Auch die Reisen in anthropologische, soziologische, bio-psychologische oder ethologische Teildisziplinen gelingen, wir lernen Koryphäen wie Griffin, Lloyd-Morgan oder Seyfarth samt ihrer Postulate und spannenden Forschungsmethoden und Ideenansätze kennen, über allem dennoch die so inkonsequent gestellte Frage thronend: Können Tiere denken?
Warum aus dem Buch wirklich kein Meisterwerk werden wird, sei noch einmal an einem einfachen Beispiel erlaubt. Nach tausenden von Wörtern, verwirrenden Gedankenspielen, kognitiver Dauererregung und rationaler Wichtigkeit wird auf Seite 133 schließlich die Frage aufgeworfen, ob Tiere denn überhaupt Bewusstsein haben. Bislang habe man sich ja nur um die Fragen gekümmert (diese aber unzureichend und unbefriedigend beantwortet), ob Tiere Wüsche oder Gedanken haben, nun sei es an der Zeit die Frage nach dem Bewusstsein zu stellen.
Ja, diese durchaus berechtigte Frage kann man nachvollziehen, erwartet aber in einem wissenschaftlich fundierten Werk solche Grundsätzlichkeiten in den ersten Kapiteln - oder ist das Bewusstsein nicht offensichtlich der übergeordnete anstatt der untergeordnete Teil des Denkens?
Tatsächlich handelt es sich hier also bei diesem Werk mehr um eine subjektive Annäherung an ein durchaus spannendes Sujet als um eine konstruktive Expansion wissenschaftlicher Hermeneutik, die ja vor allen Dingen bei der ursprünglichen Frage der Hermeneutik über eben jene hinausgehen müsse, um den hermeneutischen, also „bedeutungsvollen“ Charakter zu verlassen. Dass Tiere ähnlich wie Menschen fühlen und erkennen, jedoch in scheinbar völlig unterschiedlichen Bahnen, muss man keinem Kind, keinem Tier, aber anscheinend doch so manchem Erwachsenen immer wieder klar machen und jedem gut gemeinten Versuch ist entsprechend Respekt zu zollen.
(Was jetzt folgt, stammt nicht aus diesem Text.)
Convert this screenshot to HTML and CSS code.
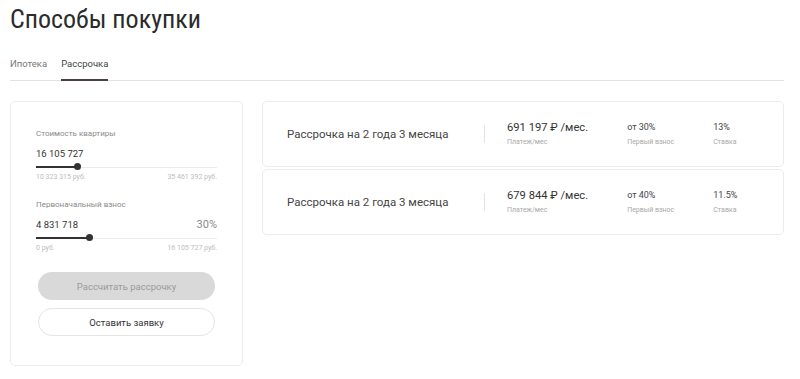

Dass der gut gemeinte Versuch hier in eine schlecht gemachte Umsetzung mündet, liegt letztlich wohl daran, dass Wild dem philosophischen Problem mit einem theologischen begegnet, das ihm den Zugang zur einfachen Wirklichkeit, zum elementaren Austausch mit dem Esel, zur Möhre in den Mund statt um den heißen Brei, verhindert. Der Ursprung, das Seiende, das Reine wird von Wild skurrilerweise mit „klassischerweise als Gott“ bezeichnet. Solcher Art Klassik ist ja hinlänglich bekannt, und demzufolge ist es auch nicht verwunderlich, wenn die Möhre, die da taub und stumm vor uns hin- und herbaumelt, den tierischen Ursprung hinterhältig negiert.
Von Marco Gerhards
Literaturangaben:
WILD, MARKUS: Tierphilosophie zur Einführung. Junius Verlag, Hamburg 2008. 232 S., 14,90 €.